Data block |
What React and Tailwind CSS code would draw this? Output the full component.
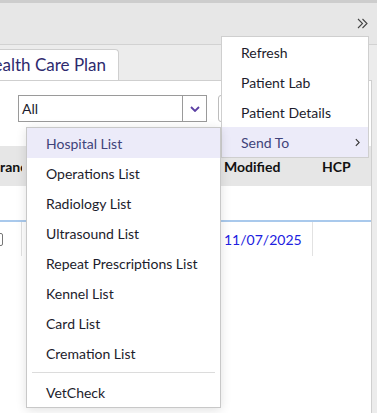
import React from 'react'

const subItems = [
    'Hospital List',
    'Operations List',
    'Radiology List',
    'Ultrasound List',
    'Repeat Prescriptions List',
    'Kennel List',
    'Card List',
    'Cremation List',
]

function Chevron({ className }) {
    return (
        <svg viewBox="0 0 10 6" className={className} fill="none" stroke="currentColor" strokeWidth="1.8">
            <path d="M1 1l4 4 4-4" />
        </svg>
    )
}

export default function App() {
    return (
        <div className="relative w-[377px] h-[413px] overflow-hidden bg-[#ececec] font-['Lato',sans-serif] text-[#1c1c2c]">
            {/* top bar */}
            <div className="h-[3px] bg-[#cdcdcd]" />
            <div className="h-[42px] bg-[#e7e7e7] border-b border-[#d2d2d2] flex items-center justify-end pr-[9px]">
                <svg viewBox="0 0 11 11" className="w-[11px] h-[11px] text-[#444]" fill="none" stroke="currentColor" strokeWidth="1.1">
                    <path d="M1 1l4.5 4.5L1 10M5.5 1l4.5 4.5-4.5 4.5" />
                </svg>
            </div>

            {/* tab row */}
            <div className="pt-[4px] flex">
                <div className="-ml-[30px] w-[149px] h-[31px] bg-white border border-b-0 border-[#cfcfcf] rounded-tr-[4px] flex items-center justify-end pr-[12px]">
                    <span className="text-[17px] text-[#2e2a6e] whitespace-nowrap">Health Care Plan</span>
                </div>
            </div>

            {/* panel */}
            <div className="w-[372px] h-[400px] bg-white border-t border-r border-[#cfcfcf]">
                <div className="pt-[14px] pl-[18px] flex gap-[11px]">
                    <div className="w-[189px] h-[27px] border border-[#9a9a9a] flex">
                        <div className="flex-1 flex items-center pl-[3px] text-[14px]">All</div>
                        <div className="w-[24px] border-l border-[#9a9a9a] flex items-center justify-center">
                            <Chevron className="w-[10px] h-[6px] text-[#5b3fa3]" />
                        </div>
                    </div>
                    <div className="w-[80px] h-[27px] border border-[#bdbdbd] rounded-[3px]" />
                </div>

                {/* table */}
                <div className="mt-[24px]">
                    <div className="h-[40px] bg-[#e6e6e6] flex items-center text-[14px] font-bold text-[#111]">
                        <div className="w-[22px] overflow-hidden whitespace-nowrap">
                            <span className="-ml-[9px] inline-block">Branch</span>
                        </div>
                        <div className="w-[202px]" />
                        <div className="w-[98px]">Modified</div>
                        <div>HCP</div>
                    </div>
                    <div className="h-[34px]" />
                    <div className="h-[2px] bg-[#a9c9ec]" />
                    <div className="h-[34px] flex">
                        <div className="w-[22px] border-r border-[#e2e2e2] flex items-center">
                            <div className="-ml-[8px] w-[11px] h-[13px] border border-[#777] rounded-[2px]" />
                        </div>
                        <div className="w-[201px]" />
                        <div className="w-[90px] border-r border-[#e2e2e2] flex items-center pl-[1px] text-[14px] text-[#2020e0]">11/07/2025</div>
                        <div className="w-[58px]" />
                    </div>
                </div>
            </div>

            {/* main context menu */}
            <div className="absolute left-[221px] top-[36px] w-[148px] bg-white border border-[#cfcfcf] text-[14px]">
                {['Refresh', 'Patient Lab', 'Patient Details'].map(t => (
                    <div key={t} className="h-[30px] flex items-center pl-[19px]">{t}</div>
                ))}
                <div className="h-[30px] flex items-center justify-between pl-[19px] pr-[8px] bg-[#ecebf9] text-[#40437a]">
                    <span>Send To</span>
                    <svg viewBox="0 0 6 10" className="w-[5px] h-[9px] text-[#333]" fill="none" stroke="currentColor" strokeWidth="1.3">
                        <path d="M1 1l4 4-4 4" />
                    </svg>
                </div>
            </div>

            {/* submenu */}
            <div className="absolute left-[26px] top-[127px] w-[195px] bg-white border border-[#c8c8c8] shadow-[0_2px_10px_rgba(0,0,0,0.12)] text-[14px]">
                {subItems.map((t, i) => (
                    <div
                        key={t}
                        className={i === 0
                            ? 'h-[30px] flex items-center pl-[19px] bg-[#ecebf9] text-[#40437a]'
                            : 'h-[30px] flex items-center pl-[19px]'}
                    >
                        {t}
                    </div>
                ))}
                <div className="mx-[5px] my-[4px] h-px bg-[#dcdcdc]" />
                <div className="h-[30px] flex items-center pl-[19px]">VetCheck</div>
            </div>
        </div>
    )
}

Work to complete | Without the pictures, print the whole listing exactly as given.

The result |
What React and Tailwind CSS code would draw this? Output the full component.
import React from 'react'

const subItems = [
    'Hospital List',
    'Operations List',
    'Radiology List',
    'Ultrasound List',
    'Repeat Prescriptions List',
    'Kennel List',
    'Card List',
    'Cremation List',
]

function Chevron({ className }) {
    return (
        <svg viewBox="0 0 10 6" className={className} fill="none" stroke="currentColor" strokeWidth="1.8">
            <path d="M1 1l4 4 4-4" />
        </svg>
    )
}

export default function App() {
    return (
        <div className="relative w-[377px] h-[413px] overflow-hidden bg-[#ececec] font-['Lato',sans-serif] text-[#1c1c2c]">
            {/* top bar */}
            <div className="h-[3px] bg-[#cdcdcd]" />
            <div className="h-[42px] bg-[#e7e7e7] border-b border-[#d2d2d2] flex items-center justify-end pr-[9px]">
                <svg viewBox="0 0 11 11" className="w-[11px] h-[11px] text-[#444]" fill="none" stroke="currentColor" strokeWidth="1.1">
                    <path d="M1 1l4.5 4.5L1 10M5.5 1l4.5 4.5-4.5 4.5" />
                </svg>
            </div>

            {/* tab row */}
            <div className="pt-[4px] flex">
                <div className="-ml-[30px] w-[149px] h-[31px] bg-white border border-b-0 border-[#cfcfcf] rounded-tr-[4px] flex items-center justify-end pr-[12px]">
                    <span className="text-[17px] text-[#2e2a6e] whitespace-nowrap">Health Care Plan</span>
                </div>
            </div>

            {/* panel */}
            <div className="w-[372px] h-[400px] bg-white border-t border-r border-[#cfcfcf]">
                <div className="pt-[14px] pl-[18px] flex gap-[11px]">
                    <div className="w-[189px] h-[27px] border border-[#9a9a9a] flex">
                        <div className="flex-1 flex items-center pl-[3px] text-[14px]">All</div>
                        <div className="w-[24px] border-l border-[#9a9a9a] flex items-center justify-center">
                            <Chevron className="w-[10px] h-[6px] text-[#5b3fa3]" />
                        </div>
                    </div>
                    <div className="w-[80px] h-[27px] border border-[#bdbdbd] rounded-[3px]" />
                </div>

                {/* table */}
                <div className="mt-[24px]">
                    <div className="h-[40px] bg-[#e6e6e6] flex items-center text-[14px] font-bold text-[#111]">
                        <div className="w-[22px] overflow-hidden whitespace-nowrap">
                            <span className="-ml-[9px] inline-block">Branch</span>
                        </div>
                        <div className="w-[202px]" />
                        <div className="w-[98px]">Modified</div>
                        <div>HCP</div>
                    </div>
                    <div className="h-[34px]" />
                    <div className="h-[2px] bg-[#a9c9ec]" />
                    <div className="h-[34px] flex">
                        <div className="w-[22px] border-r border-[#e2e2e2] flex items-center">
                            <div className="-ml-[8px] w-[11px] h-[13px] border border-[#777] rounded-[2px]" />
                        </div>
                        <div className="w-[201px]" />
                        <div className="w-[90px] border-r border-[#e2e2e2] flex items-center pl-[1px] text-[14px] text-[#2020e0]">11/07/2025</div>
                        <div className="w-[58px]" />
                    </div>
                </div>
            </div>

            {/* main context menu */}
            <div className="absolute left-[221px] top-[36px] w-[148px] bg-white border border-[#cfcfcf] text-[14px]">
                {['Refresh', 'Patient Lab', 'Patient Details'].map(t => (
                    <div key={t} className="h-[30px] flex items-center pl-[19px]">{t}</div>
                ))}
                <div className="h-[30px] flex items-center justify-between pl-[19px] pr-[8px] bg-[#ecebf9] text-[#40437a]">
                    <span>Send To</span>
                    <svg viewBox="0 0 6 10" className="w-[5px] h-[9px] text-[#333]" fill="none" stroke="currentColor" strokeWidth="1.3">
                        <path d="M1 1l4 4-4 4" />
                    </svg>
                </div>
            </div>

            {/* submenu */}
            <div className="absolute left-[26px] top-[127px] w-[195px] bg-white border border-[#c8c8c8] shadow-[0_2px_10px_rgba(0,0,0,0.12)] text-[14px]">
                {subItems.map((t, i) => (
                    <div
                        key={t}
                        className={i === 0
                            ? 'h-[30px] flex items-center pl-[19px] bg-[#ecebf9] text-[#40437a]'
                            : 'h-[30px] flex items-center pl-[19px]'}
                    >
                        {t}
                    </div>
                ))}
                <div className="mx-[5px] my-[4px] h-px bg-[#dcdcdc]" />
                <div className="h-[30px] flex items-center pl-[19px]">VetCheck</div>
            </div>
        </div>
    )
}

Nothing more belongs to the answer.